Во-первых, если дано подлинное зло. Не подобие его, не тень, не призрак, не внешние «бедствия» и «страдания», не заблуждение, не слабость, не «болезнь» несчастного страдальца. Налицо должна быть злая человеческая воля, изливающаяся во внешнем деянии. Перед судом правосознания это будет воля, направленная против сущности права и цели права, а так как духовность составляет сущность права и бытие живого духа есть цель права, то это будет противодуховная воля – по источнику, по направлению, по цели и по средству. Перед лицом нравственного сознания это будет воля, направленная против живого единения людей, а так как любовность есть сущность этого единения и любовь есть сама единящая сила, то это будет противолюбовная воля – по источнику, по направлению, по цели и по средству. Всюду, где такая противодуховная и противолюбовная воля изливается во внешнем деянии, встаёт вопрос о сопротивлении злу посредством пресечения. Понятно, что этот вопрос должен быть немедленно разрешён всюду, где внутреннее понуждение оказывается бессильным, а злая воля выступает в качестве внутренне одержимой внешней силы, т. е. где она проявляется как духовно слепая злоба, ожесточённая, агрессивная, безбожная, бесстыдная, духовно растлевающая и перед средствами не останавливающаяся; где, следовательно, реально дан тот состав настроений и деяний, за который евангельское милосердие определило как наименьшее утопление с жёрновом на шее (Мф. 18,6).
Понятно, что истолкование наличного зла как недуга, заблуждения, слабости, случайного «падения» и тому подобное – не разрешает, а снимает поставленную проблему, и тогда все призывы к уговаривающему непротивлению оказываются не ответом на вопрос, а скрытым уклонением от вопроса и ответа.
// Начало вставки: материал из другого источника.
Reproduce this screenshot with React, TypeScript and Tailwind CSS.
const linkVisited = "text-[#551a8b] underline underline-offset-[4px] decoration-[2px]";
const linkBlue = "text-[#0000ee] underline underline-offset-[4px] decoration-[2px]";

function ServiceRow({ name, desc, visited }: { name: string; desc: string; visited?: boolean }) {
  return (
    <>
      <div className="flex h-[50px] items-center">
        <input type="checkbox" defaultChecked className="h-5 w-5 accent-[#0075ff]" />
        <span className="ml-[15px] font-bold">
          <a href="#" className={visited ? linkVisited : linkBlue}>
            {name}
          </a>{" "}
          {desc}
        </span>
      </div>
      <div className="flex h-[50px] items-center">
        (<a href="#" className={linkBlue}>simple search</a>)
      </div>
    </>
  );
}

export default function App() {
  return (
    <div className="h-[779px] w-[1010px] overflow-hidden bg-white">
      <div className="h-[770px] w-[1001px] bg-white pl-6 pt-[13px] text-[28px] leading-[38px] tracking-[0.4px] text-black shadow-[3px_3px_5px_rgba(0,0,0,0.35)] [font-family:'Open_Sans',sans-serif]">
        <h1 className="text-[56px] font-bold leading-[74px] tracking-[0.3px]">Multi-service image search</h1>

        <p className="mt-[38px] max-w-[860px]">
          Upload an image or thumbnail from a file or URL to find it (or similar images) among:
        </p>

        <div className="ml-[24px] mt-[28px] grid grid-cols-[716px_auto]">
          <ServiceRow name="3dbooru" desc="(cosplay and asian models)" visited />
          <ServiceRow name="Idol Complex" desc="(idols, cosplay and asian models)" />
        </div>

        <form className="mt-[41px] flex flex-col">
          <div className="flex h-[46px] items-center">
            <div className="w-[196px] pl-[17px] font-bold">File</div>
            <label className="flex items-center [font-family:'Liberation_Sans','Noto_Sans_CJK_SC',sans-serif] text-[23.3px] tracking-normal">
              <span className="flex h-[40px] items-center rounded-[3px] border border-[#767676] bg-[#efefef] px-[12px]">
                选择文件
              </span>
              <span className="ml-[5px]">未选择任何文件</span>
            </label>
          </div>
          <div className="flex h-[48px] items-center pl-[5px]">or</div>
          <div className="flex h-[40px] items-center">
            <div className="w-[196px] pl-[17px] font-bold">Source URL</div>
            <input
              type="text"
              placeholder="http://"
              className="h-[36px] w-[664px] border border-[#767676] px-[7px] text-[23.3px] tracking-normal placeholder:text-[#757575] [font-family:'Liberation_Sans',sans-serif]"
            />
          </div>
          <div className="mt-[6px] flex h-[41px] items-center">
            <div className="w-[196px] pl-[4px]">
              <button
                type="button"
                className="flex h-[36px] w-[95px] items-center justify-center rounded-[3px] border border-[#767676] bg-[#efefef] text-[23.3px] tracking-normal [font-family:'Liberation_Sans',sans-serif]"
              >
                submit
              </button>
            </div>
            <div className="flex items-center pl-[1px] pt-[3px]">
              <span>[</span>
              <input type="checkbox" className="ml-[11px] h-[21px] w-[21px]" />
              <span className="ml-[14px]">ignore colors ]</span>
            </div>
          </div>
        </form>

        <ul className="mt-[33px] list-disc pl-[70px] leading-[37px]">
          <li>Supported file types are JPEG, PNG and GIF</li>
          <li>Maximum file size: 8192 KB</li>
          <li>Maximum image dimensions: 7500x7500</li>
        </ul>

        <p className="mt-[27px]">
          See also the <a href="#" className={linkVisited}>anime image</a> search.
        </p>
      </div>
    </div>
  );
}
Вторым условием правильной постановки проблемы является наличность верного восприятия зла, восприятия, не переходящего, однако, в его приятие. Пока зло никем не воспринято, пока ни одна душа не увидела внешнего деяния и не прозрела скрытую за ним и осуществившуюся в нём злобу, никто не имеет ни основания, ни повода ставить и разрешать проблему внешнего сопротивления. Именно поэтому многие люди, заранее тяготясь предчувствуемою необходимостью ответа, отвёртываются от зла и предпочитают его не видеть: то уклоняясь от надвигающихся сведений, то «доброжелательно» истолковывая их в лучшем смысле, то укрываясь за невозможностью и непозволительностью судить ближнего, то утверждаясь в «вере», что злоба вообще не присуща людям. Понятно, что отвернувшийся человек, не видящий, не воспринимающий, не испытывающий, не может разрешить проблему, ибо он погашает её в самом себе, он освобождает себя от её бремени, притупляет её остроту и мучительность, а самого себя лишает права участвовать в её обсуждении; и вследствие этого все его суждения по данному вопросу оказываются или некомпетентными, как суждения слепорождённого о дополнительных цветах, или схоластическими, как суждения резонёра о неиспытанных, выдуманных обстоятельствах.
Следует или не следует физически пресекать злодеяния – в этом компетентен только тот, кто видел реальное зло, кто восприял его и испытал, кто получил и унёс в себе его диавольские ожоги, кто не отвернулся, но погрузил свой взор в зрак Сатаны, кто позволил образу зла подлинно и верно отобразиться в себе и вынес это, не заразившись, кто восприял зло, но не приял зла. Ибо приявший зло заразился им, до известной степени стал им и тем самым превратился из субъекта сопротивляющегося в субъекта, которому надо сопротивляться. Ему ли разрешать вопрос о способах сопротивления? А не приявший зло подлинно познал его, но не стал им; он имеет его в своём духовном опыте, видит его природу, понимает его пути и законы и потому способен верно поставить и разрешить проблему сопротивления; испытав, отвергнув и умудрившись, он приобрёл тем самым силу ви́дения и право суда.